----- Dataset content -----
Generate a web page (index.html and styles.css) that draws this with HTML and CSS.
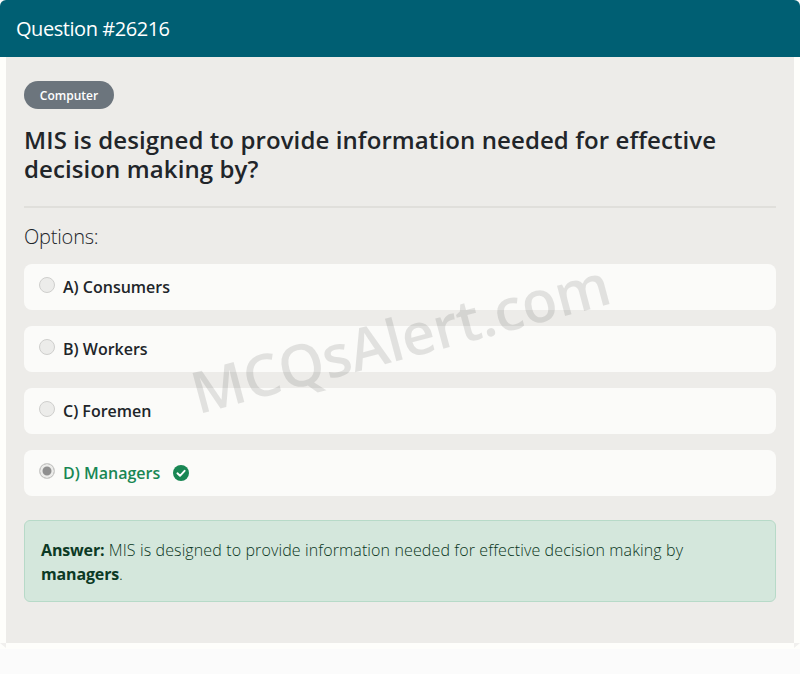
FILE: index.html
```html
<!DOCTYPE html>
<html lang="en">
<head>
<meta charset="utf-8">
<title>Question #26216</title>
<link rel="stylesheet" href="styles.css">
</head>
<body>
<div class="card">
  <header class="card-header">Question #26216</header>
  <main class="card-body">
    <span class="badge">Computer</span>
    <h1 class="question">MIS is designed to provide information needed for effective decision making by?</h1>
    <hr class="rule">
    <h2 class="options-title">Options:</h2>
    <ul class="options">
      <li class="option"><span class="radio"></span><span class="label">A) Consumers</span></li>
      <li class="option"><span class="radio"></span><span class="label">B) Workers</span></li>
      <li class="option"><span class="radio"></span><span class="label">C) Foremen</span></li>
      <li class="option"><span class="radio radio-on"></span><span class="label label-correct">D) Managers</span>
        <svg class="check" viewBox="0 0 16 16" width="16" height="16" aria-hidden="true"><circle cx="8" cy="8" r="8" fill="#198754"/><path d="M4.4 8.3 7 10.8 11.6 5.8" fill="none" stroke="#fff" stroke-width="1.9" stroke-linecap="round" stroke-linejoin="round"/></svg>
      </li>
    </ul>
    <div class="answer"><strong>Answer:</strong> MIS is designed to provide information needed for effective decision making by <strong>managers</strong>.</div>
    <div class="watermark">MCQsAlert.com</div>
  </main>
</div>
<div class="page-foot"></div>
</body>
</html>
```
FILE: styles.css
```css
* { box-sizing: border-box; }
html, body { margin: 0; padding: 0; }
body {
  height: 674px;
  overflow: hidden;
  background: #fbfbfb;
  font-family: "Open Sans", "Lato", sans-serif;
  color: #212529;
}
.card {
  background: #fefefb;
  height: 649px;
  border-radius: 6px 6px 0 0;
  overflow: hidden;
}
.card-header {
  height: 57px;
  padding: 0 16px;
  background: #005f73;
  color: #fff;
  font-size: 20px;
  line-height: 58px;
  letter-spacing: -0.45px;
}
.card-body {
  position: relative;
  height: 586px;
  margin: 0 6px;
  padding: 24px 18px 0;
  background: #edecE9;
}
.card-body::before,
.card-body::after {
  content: "";
  position: absolute;
  bottom: -5px;
  width: 6px;
  height: 5px;
  background: #f1f0ee;
}
.card-body::before { left: -6px; clip-path: polygon(0 0, 100% 0, 100% 100%); }
.card-body::after { right: -6px; clip-path: polygon(0 0, 100% 0, 0 100%); }
.badge {
  display: block;
  width: 90px;
  height: 28px;
  border-radius: 14px;
  background: #6c757d;
  color: #fff;
  font-size: 12px;
  font-weight: 600;
  line-height: 29px;
  text-align: center;
}
.question {
  margin: 16px 0 0;
  font-size: 24px;
  font-weight: 600;
  line-height: 29px;
  letter-spacing: 0.1px;
  color: #212529;
}
.rule {
  height: 2px;
  margin: 22.5px 0 0;
  border: 0;
  background: #e0dfdb;
}
.options-title {
  margin: 17.5px 0 0;
  font-size: 20px;
  font-weight: 300;
  line-height: 24px;
  letter-spacing: -0.2px;
  color: #212529;
}
.options {
  list-style: none;
  margin: 15px 0 0;
  padding: 0;
  display: flex;
  flex-direction: column;
  gap: 16.5px;
}
.option {
  display: flex;
  align-items: center;
  height: 45.5px;
  padding: 0 15px;
  background: #fbfbf9;
  border-radius: 8px;
}
.radio {
  flex: none;
  width: 16px;
  height: 16px;
  margin-top: -3px;
  border: 1px solid #cfcfcd;
  border-radius: 50%;
  background: #ececea;
}
.radio-on {
  background: #8f8f8f;
  box-shadow: inset 0 0 0 2.5px #ececea;
}
.label {
  margin-left: 8px;
  font-size: 16px;
  font-weight: 600;
  color: #212529;
}
.label-correct { color: #198754; }
.check { margin-left: 13px; flex: none; }
.answer {
  margin-top: 24px;
  height: 82px;
  padding: 17px 16px 16px;
  background: #d4e7dc;
  border: 1px solid #b7dac8;
  border-radius: 6px;
  color: #0a3622;
  font-size: 16px;
  font-weight: 300;
  line-height: 24px;
  letter-spacing: 0.12px;
}
.answer strong { color: #0c3a25; font-weight: 700; letter-spacing: -0.15px; }
.watermark {
  position: absolute;
  left: 394px;
  top: 280px;
  transform: translate(-50%, -50%) rotate(-15deg);
  white-space: nowrap;
  font-size: 58px;
  font-weight: 600;
  letter-spacing: -0.4px;
  color: rgba(0, 0, 0, 0.1);
  pointer-events: none;
}
```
-----
### Direction
Restate the whole listing above exactly, please, omitting every image.

### Full solution
Generate a web page (index.html and styles.css) that draws this with HTML and CSS.
FILE: index.html
```html
<!DOCTYPE html>
<html lang="en">
<head>
<meta charset="utf-8">
<title>Question #26216</title>
<link rel="stylesheet" href="styles.css">
</head>
<body>
<div class="card">
  <header class="card-header">Question #26216</header>
  <main class="card-body">
    <span class="badge">Computer</span>
    <h1 class="question">MIS is designed to provide information needed for effective decision making by?</h1>
    <hr class="rule">
    <h2 class="options-title">Options:</h2>
    <ul class="options">
      <li class="option"><span class="radio"></span><span class="label">A) Consumers</span></li>
      <li class="option"><span class="radio"></span><span class="label">B) Workers</span></li>
      <li class="option"><span class="radio"></span><span class="label">C) Foremen</span></li>
      <li class="option"><span class="radio radio-on"></span><span class="label label-correct">D) Managers</span>
        <svg class="check" viewBox="0 0 16 16" width="16" height="16" aria-hidden="true"><circle cx="8" cy="8" r="8" fill="#198754"/><path d="M4.4 8.3 7 10.8 11.6 5.8" fill="none" stroke="#fff" stroke-width="1.9" stroke-linecap="round" stroke-linejoin="round"/></svg>
      </li>
    </ul>
    <div class="answer"><strong>Answer:</strong> MIS is designed to provide information needed for effective decision making by <strong>managers</strong>.</div>
    <div class="watermark">MCQsAlert.com</div>
  </main>
</div>
<div class="page-foot"></div>
</body>
</html>
```
FILE: styles.css
```css
* { box-sizing: border-box; }
html, body { margin: 0; padding: 0; }
body {
  height: 674px;
  overflow: hidden;
  background: #fbfbfb;
  font-family: "Open Sans", "Lato", sans-serif;
  color: #212529;
}
.card {
  background: #fefefb;
  height: 649px;
  border-radius: 6px 6px 0 0;
  overflow: hidden;
}
.card-header {
  height: 57px;
  padding: 0 16px;
  background: #005f73;
  color: #fff;
  font-size: 20px;
  line-height: 58px;
  letter-spacing: -0.45px;
}
.card-body {
  position: relative;
  height: 586px;
  margin: 0 6px;
  padding: 24px 18px 0;
  background: #edecE9;
}
.card-body::before,
.card-body::after {
  content: "";
  position: absolute;
  bottom: -5px;
  width: 6px;
  height: 5px;
  background: #f1f0ee;
}
.card-body::before { left: -6px; clip-path: polygon(0 0, 100% 0, 100% 100%); }
.card-body::after { right: -6px; clip-path: polygon(0 0, 100% 0, 0 100%); }
.badge {
  display: block;
  width: 90px;
  height: 28px;
  border-radius: 14px;
  background: #6c757d;
  color: #fff;
  font-size: 12px;
  font-weight: 600;
  line-height: 29px;
  text-align: center;
}
.question {
  margin: 16px 0 0;
  font-size: 24px;
  font-weight: 600;
  line-height: 29px;
  letter-spacing: 0.1px;
  color: #212529;
}
.rule {
  height: 2px;
  margin: 22.5px 0 0;
  border: 0;
  background: #e0dfdb;
}
.options-title {
  margin: 17.5px 0 0;
  font-size: 20px;
  font-weight: 300;
  line-height: 24px;
  letter-spacing: -0.2px;
  color: #212529;
}
.options {
  list-style: none;
  margin: 15px 0 0;
  padding: 0;
  display: flex;
  flex-direction: column;
  gap: 16.5px;
}
.option {
  display: flex;
  align-items: center;
  height: 45.5px;
  padding: 0 15px;
  background: #fbfbf9;
  border-radius: 8px;
}
.radio {
  flex: none;
  width: 16px;
  height: 16px;
  margin-top: -3px;
  border: 1px solid #cfcfcd;
  border-radius: 50%;
  background: #ececea;
}
.radio-on {
  background: #8f8f8f;
  box-shadow: inset 0 0 0 2.5px #ececea;
}
.label {
  margin-left: 8px;
  font-size: 16px;
  font-weight: 600;
  color: #212529;
}
.label-correct { color: #198754; }
.check { margin-left: 13px; flex: none; }
.answer {
  margin-top: 24px;
  height: 82px;
  padding: 17px 16px 16px;
  background: #d4e7dc;
  border: 1px solid #b7dac8;
  border-radius: 6px;
  color: #0a3622;
  font-size: 16px;
  font-weight: 300;
  line-height: 24px;
  letter-spacing: 0.12px;
}
.answer strong { color: #0c3a25; font-weight: 700; letter-spacing: -0.15px; }
.watermark {
  position: absolute;
  left: 394px;
  top: 280px;
  transform: translate(-50%, -50%) rotate(-15deg);
  white-space: nowrap;
  font-size: 58px;
  font-weight: 600;
  letter-spacing: -0.4px;
  color: rgba(0, 0, 0, 0.1);
  pointer-events: none;
}
```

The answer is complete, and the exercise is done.